§ **AVAILABLE DATA**
%%

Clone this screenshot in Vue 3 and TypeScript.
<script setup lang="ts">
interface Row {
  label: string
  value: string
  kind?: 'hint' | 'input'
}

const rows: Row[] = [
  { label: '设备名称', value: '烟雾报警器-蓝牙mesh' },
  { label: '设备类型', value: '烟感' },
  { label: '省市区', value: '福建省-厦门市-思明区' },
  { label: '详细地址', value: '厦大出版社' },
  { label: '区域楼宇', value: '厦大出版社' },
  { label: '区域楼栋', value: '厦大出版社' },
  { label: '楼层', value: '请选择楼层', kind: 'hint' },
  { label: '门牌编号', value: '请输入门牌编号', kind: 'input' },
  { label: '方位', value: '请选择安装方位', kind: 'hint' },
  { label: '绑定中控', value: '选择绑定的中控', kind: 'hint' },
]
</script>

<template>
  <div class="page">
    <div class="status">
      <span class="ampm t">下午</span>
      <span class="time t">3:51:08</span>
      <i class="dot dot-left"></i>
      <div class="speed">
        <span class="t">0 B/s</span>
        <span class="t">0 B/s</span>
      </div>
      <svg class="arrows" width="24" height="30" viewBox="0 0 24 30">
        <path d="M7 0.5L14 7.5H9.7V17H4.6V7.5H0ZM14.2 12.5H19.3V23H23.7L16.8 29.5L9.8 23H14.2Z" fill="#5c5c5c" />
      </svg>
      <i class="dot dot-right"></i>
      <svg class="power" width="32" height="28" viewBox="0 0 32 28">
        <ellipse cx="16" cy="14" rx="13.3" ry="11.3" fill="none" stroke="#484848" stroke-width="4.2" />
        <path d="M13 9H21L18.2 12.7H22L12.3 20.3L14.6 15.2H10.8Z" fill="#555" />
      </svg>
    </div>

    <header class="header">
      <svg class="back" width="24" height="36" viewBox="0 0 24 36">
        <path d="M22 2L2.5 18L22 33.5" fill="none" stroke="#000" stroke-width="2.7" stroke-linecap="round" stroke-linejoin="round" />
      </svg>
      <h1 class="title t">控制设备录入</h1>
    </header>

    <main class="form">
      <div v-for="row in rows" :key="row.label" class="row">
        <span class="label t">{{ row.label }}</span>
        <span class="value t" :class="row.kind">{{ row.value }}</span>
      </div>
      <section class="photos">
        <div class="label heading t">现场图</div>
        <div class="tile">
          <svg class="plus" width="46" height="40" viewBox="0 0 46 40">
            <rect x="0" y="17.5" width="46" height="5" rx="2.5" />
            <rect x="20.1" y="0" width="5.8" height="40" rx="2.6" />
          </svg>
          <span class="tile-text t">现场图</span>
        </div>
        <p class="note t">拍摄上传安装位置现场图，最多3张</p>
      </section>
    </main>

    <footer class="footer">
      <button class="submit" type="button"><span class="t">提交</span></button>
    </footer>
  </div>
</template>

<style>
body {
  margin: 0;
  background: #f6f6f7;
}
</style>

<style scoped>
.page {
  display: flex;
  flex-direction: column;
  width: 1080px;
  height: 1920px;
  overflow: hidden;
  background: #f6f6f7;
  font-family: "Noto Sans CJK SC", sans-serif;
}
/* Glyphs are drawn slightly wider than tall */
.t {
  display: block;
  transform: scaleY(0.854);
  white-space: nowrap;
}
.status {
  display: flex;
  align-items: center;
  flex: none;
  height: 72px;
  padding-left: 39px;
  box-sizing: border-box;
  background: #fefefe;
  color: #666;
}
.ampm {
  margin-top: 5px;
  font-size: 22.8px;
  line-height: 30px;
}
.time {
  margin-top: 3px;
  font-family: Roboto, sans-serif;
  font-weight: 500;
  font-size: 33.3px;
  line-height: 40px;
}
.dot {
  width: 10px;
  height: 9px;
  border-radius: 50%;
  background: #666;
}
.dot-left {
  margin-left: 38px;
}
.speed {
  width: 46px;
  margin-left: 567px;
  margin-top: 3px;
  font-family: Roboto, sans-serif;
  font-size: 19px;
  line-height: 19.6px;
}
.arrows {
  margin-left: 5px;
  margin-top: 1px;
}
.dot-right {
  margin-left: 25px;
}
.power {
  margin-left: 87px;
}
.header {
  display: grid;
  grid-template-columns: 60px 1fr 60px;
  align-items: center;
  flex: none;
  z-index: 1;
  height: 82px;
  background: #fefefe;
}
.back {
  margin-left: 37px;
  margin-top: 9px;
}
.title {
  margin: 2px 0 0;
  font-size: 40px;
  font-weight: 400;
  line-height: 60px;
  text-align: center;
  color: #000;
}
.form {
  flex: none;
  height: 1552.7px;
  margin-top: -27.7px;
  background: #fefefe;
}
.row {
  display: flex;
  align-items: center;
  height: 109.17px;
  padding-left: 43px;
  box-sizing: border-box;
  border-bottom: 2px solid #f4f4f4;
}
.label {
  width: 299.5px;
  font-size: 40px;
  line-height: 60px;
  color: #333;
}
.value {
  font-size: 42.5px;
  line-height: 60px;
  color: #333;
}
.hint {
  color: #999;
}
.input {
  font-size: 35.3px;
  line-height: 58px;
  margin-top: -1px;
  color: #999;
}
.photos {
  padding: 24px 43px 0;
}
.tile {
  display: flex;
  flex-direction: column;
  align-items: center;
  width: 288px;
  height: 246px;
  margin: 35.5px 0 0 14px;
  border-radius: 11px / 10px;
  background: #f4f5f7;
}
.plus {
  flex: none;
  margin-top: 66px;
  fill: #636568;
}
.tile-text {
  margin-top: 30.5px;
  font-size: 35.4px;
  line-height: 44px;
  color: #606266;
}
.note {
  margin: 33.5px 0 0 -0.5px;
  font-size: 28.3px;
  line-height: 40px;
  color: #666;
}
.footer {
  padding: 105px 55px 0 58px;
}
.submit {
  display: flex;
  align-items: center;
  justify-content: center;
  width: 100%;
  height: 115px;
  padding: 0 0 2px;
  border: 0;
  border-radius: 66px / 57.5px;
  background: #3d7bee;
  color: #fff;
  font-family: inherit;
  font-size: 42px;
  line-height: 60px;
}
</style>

%%

§ **STATED GOAL**
Quote the whole listing above, leaving nothing out.

§ **CORRECT RESPONSE**
Clone this screenshot in Vue 3 and TypeScript.
<script setup lang="ts">
interface Row {
  label: string
  value: string
  kind?: 'hint' | 'input'
}

const rows: Row[] = [
  { label: '设备名称', value: '烟雾报警器-蓝牙mesh' },
  { label: '设备类型', value: '烟感' },
  { label: '省市区', value: '福建省-厦门市-思明区' },
  { label: '详细地址', value: '厦大出版社' },
  { label: '区域楼宇', value: '厦大出版社' },
  { label: '区域楼栋', value: '厦大出版社' },
  { label: '楼层', value: '请选择楼层', kind: 'hint' },
  { label: '门牌编号', value: '请输入门牌编号', kind: 'input' },
  { label: '方位', value: '请选择安装方位', kind: 'hint' },
  { label: '绑定中控', value: '选择绑定的中控', kind: 'hint' },
]
</script>

<template>
  <div class="page">
    <div class="status">
      <span class="ampm t">下午</span>
      <span class="time t">3:51:08</span>
      <i class="dot dot-left"></i>
      <div class="speed">
        <span class="t">0 B/s</span>
        <span class="t">0 B/s</span>
      </div>
      <svg class="arrows" width="24" height="30" viewBox="0 0 24 30">
        <path d="M7 0.5L14 7.5H9.7V17H4.6V7.5H0ZM14.2 12.5H19.3V23H23.7L16.8 29.5L9.8 23H14.2Z" fill="#5c5c5c" />
      </svg>
      <i class="dot dot-right"></i>
      <svg class="power" width="32" height="28" viewBox="0 0 32 28">
        <ellipse cx="16" cy="14" rx="13.3" ry="11.3" fill="none" stroke="#484848" stroke-width="4.2" />
        <path d="M13 9H21L18.2 12.7H22L12.3 20.3L14.6 15.2H10.8Z" fill="#555" />
      </svg>
    </div>

    <header class="header">
      <svg class="back" width="24" height="36" viewBox="0 0 24 36">
        <path d="M22 2L2.5 18L22 33.5" fill="none" stroke="#000" stroke-width="2.7" stroke-linecap="round" stroke-linejoin="round" />
      </svg>
      <h1 class="title t">控制设备录入</h1>
    </header>

    <main class="form">
      <div v-for="row in rows" :key="row.label" class="row">
        <span class="label t">{{ row.label }}</span>
        <span class="value t" :class="row.kind">{{ row.value }}</span>
      </div>
      <section class="photos">
        <div class="label heading t">现场图</div>
        <div class="tile">
          <svg class="plus" width="46" height="40" viewBox="0 0 46 40">
            <rect x="0" y="17.5" width="46" height="5" rx="2.5" />
            <rect x="20.1" y="0" width="5.8" height="40" rx="2.6" />
          </svg>
          <span class="tile-text t">现场图</span>
        </div>
        <p class="note t">拍摄上传安装位置现场图，最多3张</p>
      </section>
    </main>

    <footer class="footer">
      <button class="submit" type="button"><span class="t">提交</span></button>
    </footer>
  </div>
</template>

<style>
body {
  margin: 0;
  background: #f6f6f7;
}
</style>

<style scoped>
.page {
  display: flex;
  flex-direction: column;
  width: 1080px;
  height: 1920px;
  overflow: hidden;
  background: #f6f6f7;
  font-family: "Noto Sans CJK SC", sans-serif;
}
/* Glyphs are drawn slightly wider than tall */
.t {
  display: block;
  transform: scaleY(0.854);
  white-space: nowrap;
}
.status {
  display: flex;
  align-items: center;
  flex: none;
  height: 72px;
  padding-left: 39px;
  box-sizing: border-box;
  background: #fefefe;
  color: #666;
}
.ampm {
  margin-top: 5px;
  font-size: 22.8px;
  line-height: 30px;
}
.time {
  margin-top: 3px;
  font-family: Roboto, sans-serif;
  font-weight: 500;
  font-size: 33.3px;
  line-height: 40px;
}
.dot {
  width: 10px;
  height: 9px;
  border-radius: 50%;
  background: #666;
}
.dot-left {
  margin-left: 38px;
}
.speed {
  width: 46px;
  margin-left: 567px;
  margin-top: 3px;
  font-family: Roboto, sans-serif;
  font-size: 19px;
  line-height: 19.6px;
}
.arrows {
  margin-left: 5px;
  margin-top: 1px;
}
.dot-right {
  margin-left: 25px;
}
.power {
  margin-left: 87px;
}
.header {
  display: grid;
  grid-template-columns: 60px 1fr 60px;
  align-items: center;
  flex: none;
  z-index: 1;
  height: 82px;
  background: #fefefe;
}
.back {
  margin-left: 37px;
  margin-top: 9px;
}
.title {
  margin: 2px 0 0;
  font-size: 40px;
  font-weight: 400;
  line-height: 60px;
  text-align: center;
  color: #000;
}
.form {
  flex: none;
  height: 1552.7px;
  margin-top: -27.7px;
  background: #fefefe;
}
.row {
  display: flex;
  align-items: center;
  height: 109.17px;
  padding-left: 43px;
  box-sizing: border-box;
  border-bottom: 2px solid #f4f4f4;
}
.label {
  width: 299.5px;
  font-size: 40px;
  line-height: 60px;
  color: #333;
}
.value {
  font-size: 42.5px;
  line-height: 60px;
  color: #333;
}
.hint {
  color: #999;
}
.input {
  font-size: 35.3px;
  line-height: 58px;
  margin-top: -1px;
  color: #999;
}
.photos {
  padding: 24px 43px 0;
}
.tile {
  display: flex;
  flex-direction: column;
  align-items: center;
  width: 288px;
  height: 246px;
  margin: 35.5px 0 0 14px;
  border-radius: 11px / 10px;
  background: #f4f5f7;
}
.plus {
  flex: none;
  margin-top: 66px;
  fill: #636568;
}
.tile-text {
  margin-top: 30.5px;
  font-size: 35.4px;
  line-height: 44px;
  color: #606266;
}
.note {
  margin: 33.5px 0 0 -0.5px;
  font-size: 28.3px;
  line-height: 40px;
  color: #666;
}
.footer {
  padding: 105px 55px 0 58px;
}
.submit {
  display: flex;
  align-items: center;
  justify-content: center;
  width: 100%;
  height: 115px;
  padding: 0 0 2px;
  border: 0;
  border-radius: 66px / 57.5px;
  background: #3d7bee;
  color: #fff;
  font-family: inherit;
  font-size: 42px;
  line-height: 60px;
}
</style>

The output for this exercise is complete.